As an example, the following are tags for a St. Bernard Dog: dog, big, k9, furry, eats a lot, good with kids, likes snow, chases cars, chases cats.

It’s easy to derive Affinitomics from these tags. “dog, big, k9, furry” are all easily recognizable as Descriptors. The Draws are easy to recognize as well, and we can take a shortcut in writing them that will differentiate them from Descriptors. They become: +eating, +kids, +snow. We also take a shortcut on what are easy to spot as Distances, and they become: -cars, -cats. By separating the tags into three types of Affinitomics, not only have they become more useful for the computer system, they are actually easier to write and take up less space.

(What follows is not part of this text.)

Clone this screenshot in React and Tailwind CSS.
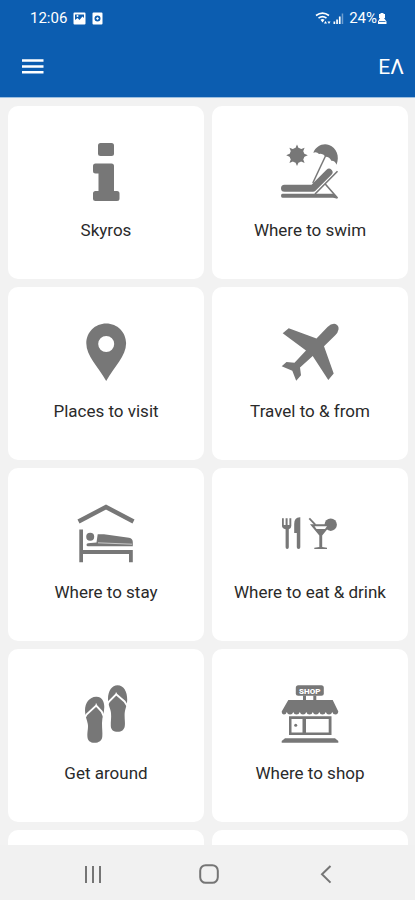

Traditional Tags look like this: dog, big, k9, furry, eats a lot, good with kids, likes snow, chases cars, chases cats

Whereas the features in an Affinitomic Archetype look like this: dog, big, k9, furry, +eating, +kids, +snow, -cars, -cats

Here’s what it looks like on a WordPress page or post using aimojo

Affinitomics are even more valuable with attenuation – telling the system how much to value Draws and Distances. For example: How much does the dog like to eat?  Or which does it hate more; cars or cats? The attenuated Affinitomics for the St. Bernard answer those questions like this: dog, big, k9, furry, +eating2, +kids, +snow4, -cars2, -cats5 You’ll notice that it’s still less data than the tags, even though the Affinitomics now represent a three dimensional feature space which is far more valuable for knowledge retrieval, discovery, and machine learning. Because of this, Affinitomics can be evaluated, sorted, and grouped much faster and more accurately than tags. In addition, since the Affinitomics essentially make the information self-ranking and self-sorting, systems that use Affinitomics don’t require categories. There you have it. You now know how to create Affinitomic Archetypes – a fancy way of saying that you understand how and why you should sort your laundry, errr, tags.